-- The exercise --
Print exactly the lines from the first one down to the line containing "import React from", both ends included, with no pictures and nothing else.

-- Data provided --

>> start

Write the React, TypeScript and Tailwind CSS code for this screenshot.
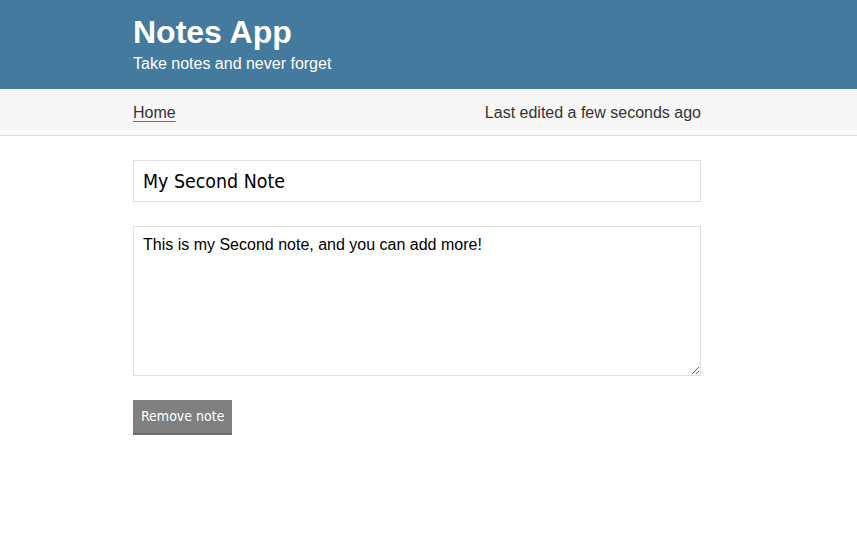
import React from "react";

export default function App() {
  return (
    <div className="min-h-[538px] bg-white" style={{ fontFamily: '"Liberation Sans", Arial, sans-serif' }}>
      <header className="bg-[#437a9e] h-[89px] pl-[133px] pt-[13px]">
        <h1 className="text-[32px] font-bold text-white leading-[38px]">Notes App</h1>
        <p className="text-[16px] text-white leading-[20px] mt-[3px]">Take notes and never forget</p>
      </header>
      <nav className="bg-[#f7f7f7] border-b border-[#dedede] h-[47px] flex items-center">
        <div className="ml-[133px] w-[568px] flex justify-between items-center text-[16px] text-[#333] pt-[1px]">
          <a href="#" className="underline decoration-[#437a9e] underline-offset-[3px]">Home</a>
          <span>Last edited a few seconds ago</span>
        </div>
      </nav>
      <main className="ml-[133px] w-[568px] pt-[24px] flex flex-col">
        <input
          defaultValue="My Second Note"
          className="h-[42px] border border-[#dedede] px-[9px] text-[19.4px] text-black outline-none"
          style={{ fontFamily: '"DejaVu Sans Condensed", "DejaVu Sans", sans-serif' }}
        />
        <textarea
          defaultValue="This is my Second note, and you can add more!"
          className="mt-[24px] h-[150px] border border-[#dedede] px-[9px] pt-[6px] pb-[8px] text-[16px] text-black outline-none resize-y"
          style={{ fontFamily: '"Liberation Sans", Arial, sans-serif' }}
        />
        <div className="mt-[24px]">
          <button
            className="bg-[#808080] text-white text-[14px] h-[35px] px-[8px] border-b-2 border-[#6d6d6d]"
            style={{ fontFamily: '"DejaVu Sans Condensed", "DejaVu Sans", sans-serif' }}
          >
            Remove note
          </button>
        </div>
      </main>
    </div>
  );
}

>> end

-- Expected output --
Write the React, TypeScript and Tailwind CSS code for this screenshot.
import React from "react";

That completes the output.